Hatay Sofrası - Fatih

Mekan iki katlı. Haftasonu rezervasyon şart. Aslında dekorasyon itibariyle bir esnaf lokantasını çağırıştırıyor. İçerde keskin bir et kokusu var. Biz üst kata konuşlandık. Çok kalabalıktı ve içerisi maximum sayıda müşteri alması için tıkışık nizamdaydı. Hatay mutfağı denilince bol ekşi ve baharat akla geliyor bir de zahter salatası. Mönü gerçekten salatasından tatlısına Hatay mutfağı. Ancak biraz modernize edilmiş unsurlar da var. Örneğin tıpkı Tike veya Köşebaşı'nda olduğu gibi önden bardak altı lahmacun, peynirli mini pide ve içli kötfe geliyor. İçli köfte yanlız haşlama yapılmış. Ben pek beğenmedim cevizden kaçılmış. Yemeğe gelince biz mekana gelmeden tam 7 saat önce sipariş ettiğimiz ve o zamandan beri pişmekle meşgul tuzda kuzu yedik.

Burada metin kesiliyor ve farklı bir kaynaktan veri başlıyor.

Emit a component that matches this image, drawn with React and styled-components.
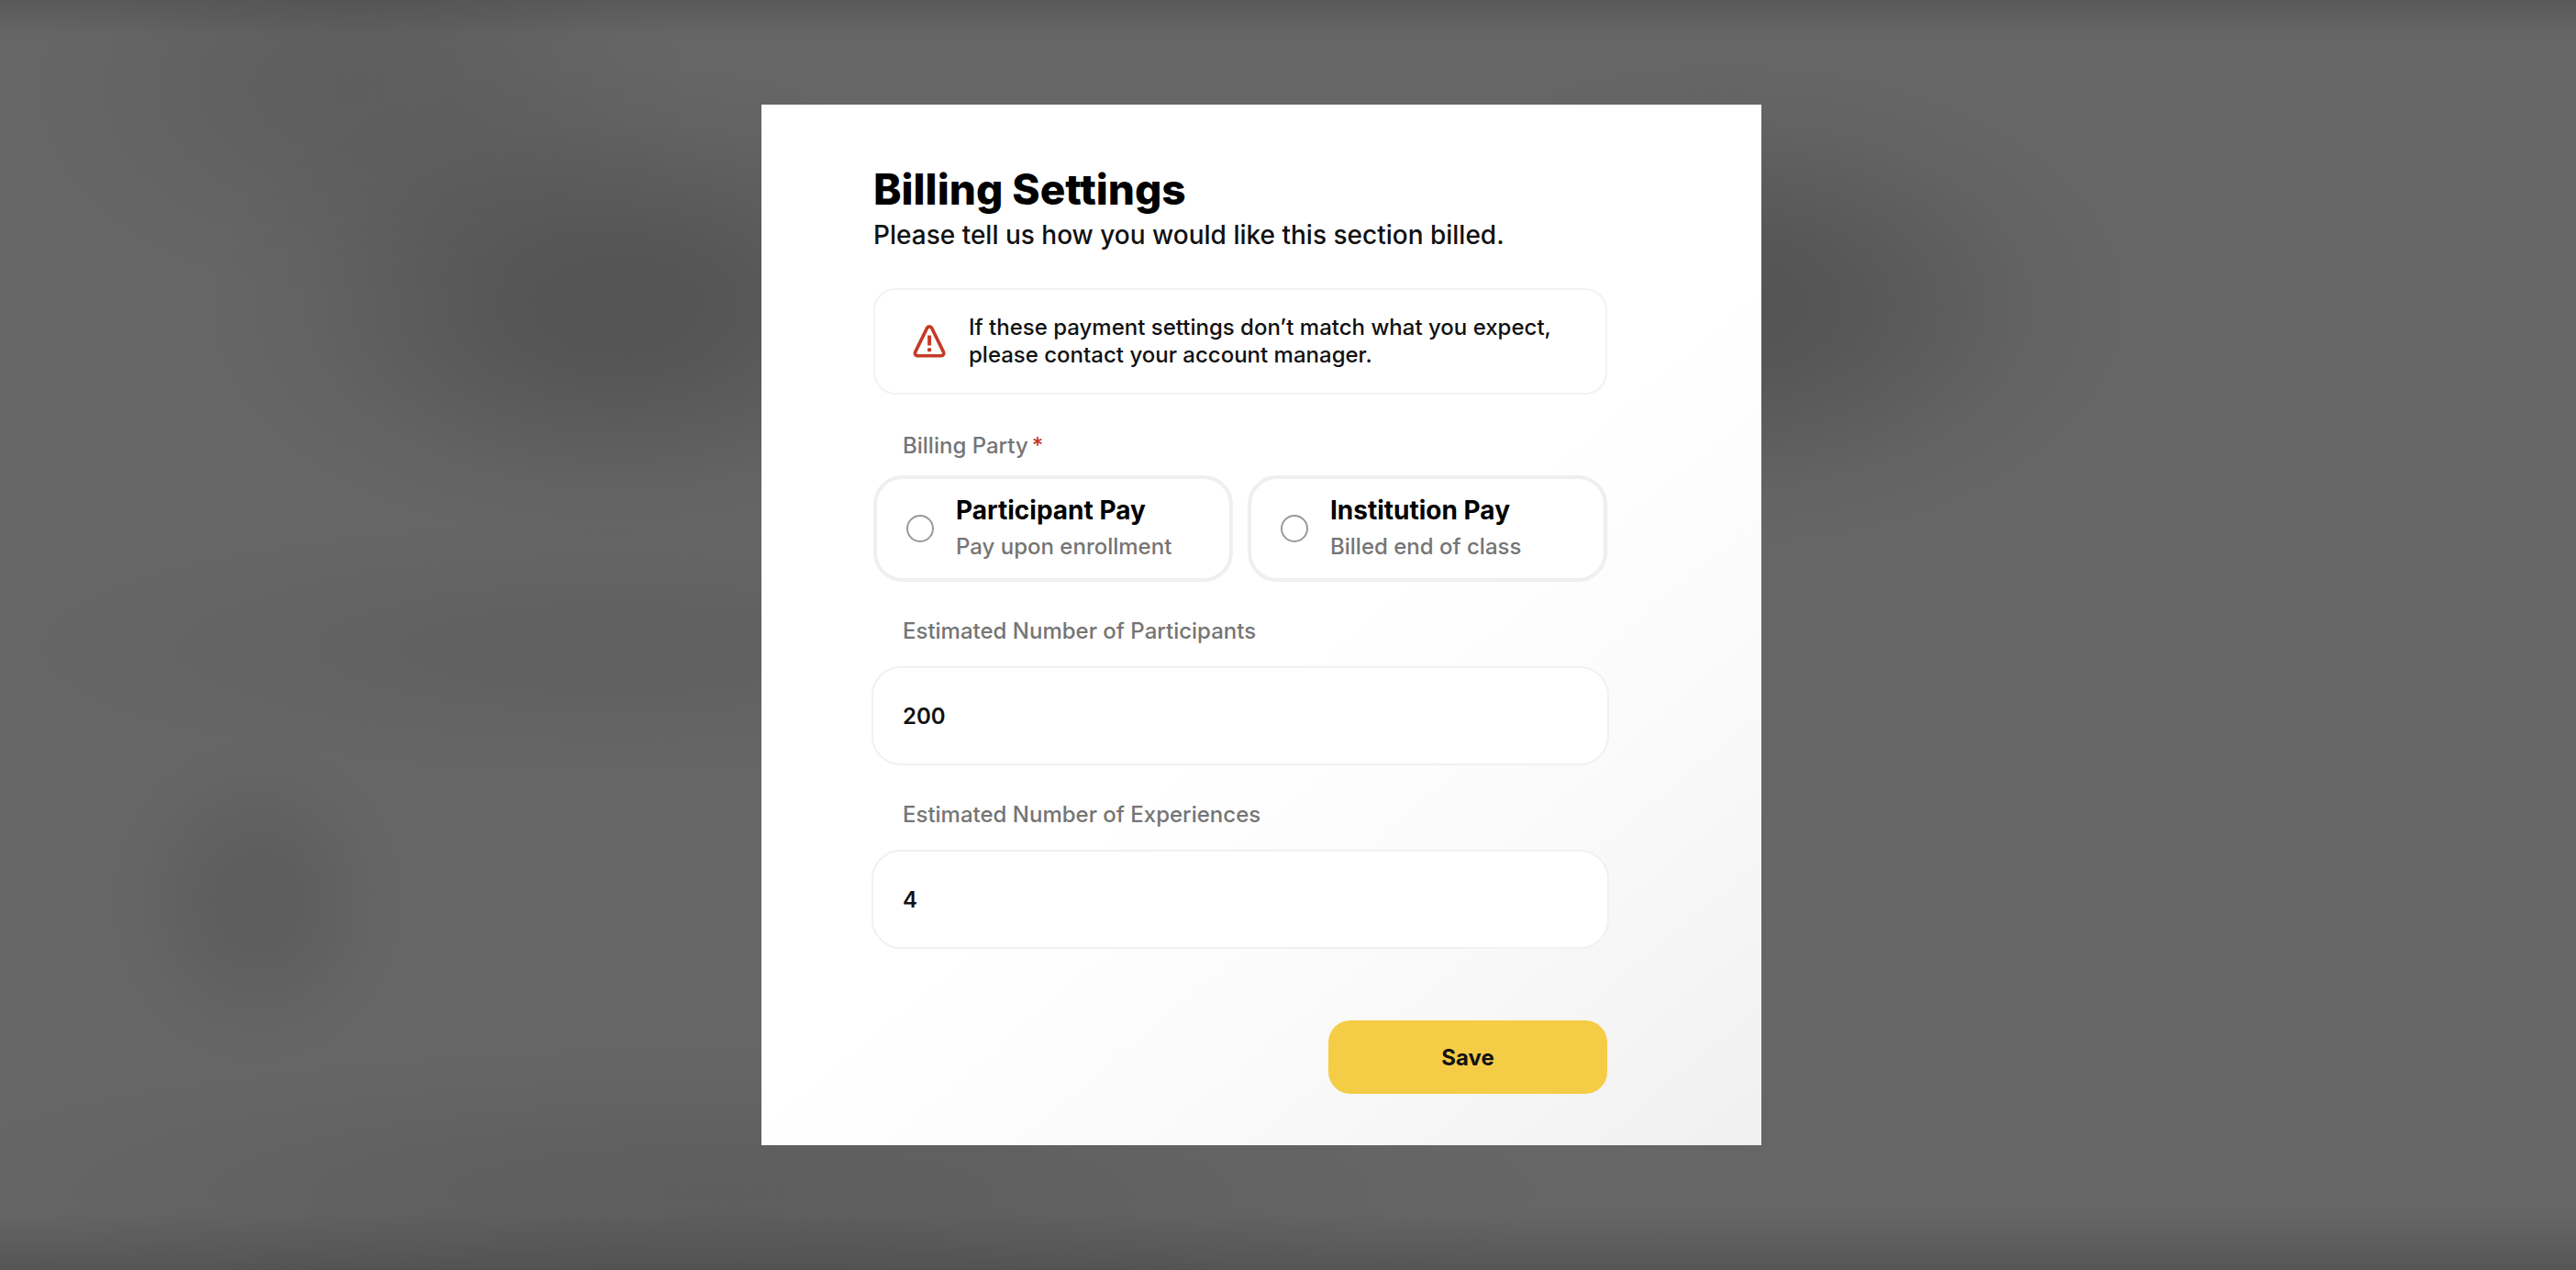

Tuz ile sıvanmış nevale masaya alevli bir tepsi ile geldi. Sunum muhteşem...Tuzda kuzu ile meşhur mekana gitmeden yedi saat önce önden sipariş vermeniz gerekiyor. Et saatlerce yavaş yavaş pişiyor.
Kısa şovun ardından kırılan tuzun içinden aliminyum folyoya sarılmış olan etli pilav çıktı. Görüntüsü de şahaneydi ve fakat pilav fazla pişmekten sertleşmişti resmen dişlerimize yapıştı. Et fena değildi ama o da folyoya yapışmış olduğu için büyük bir kısmı telef oldu. Bu kadar methiyeye değer bulmadık doğrusu. Tatlılardan turunç, ceviz tatlısı ve Antakya'ya özgü kerebiç söyledik. Aslında ben kerebiçe taparım. Her yerde bulunmuyor malesef cevizlisi ve fıstıklısı vardır. Tahminimce yumurta beyazı ve şekerden yapılmış bir sosa batırarak yenir (düzeltme: beyaz krema çöven otundan yapılıyormuş). Bu sos dışında tatlıda şeker yoktur. Fakat buradaki kerebiç çok başarısızdı. Sanırım Hatay'dan sipariş vermeye devam etmek zorunda kalacağım. Ceviz tatlısı güzeldi en çok onu beğendik. Salatan tatlıya bolca yediğimiz mekandan kafa başı 60 TL ye ayrıldık.
Bana mekan, sunum ve lezzet açısından bu miktar fazla geldi. Alimünyum folyoya yapışmış eti ve pilavı da düşününce sanırsam bir daha gitmeyeceğim bir mekan.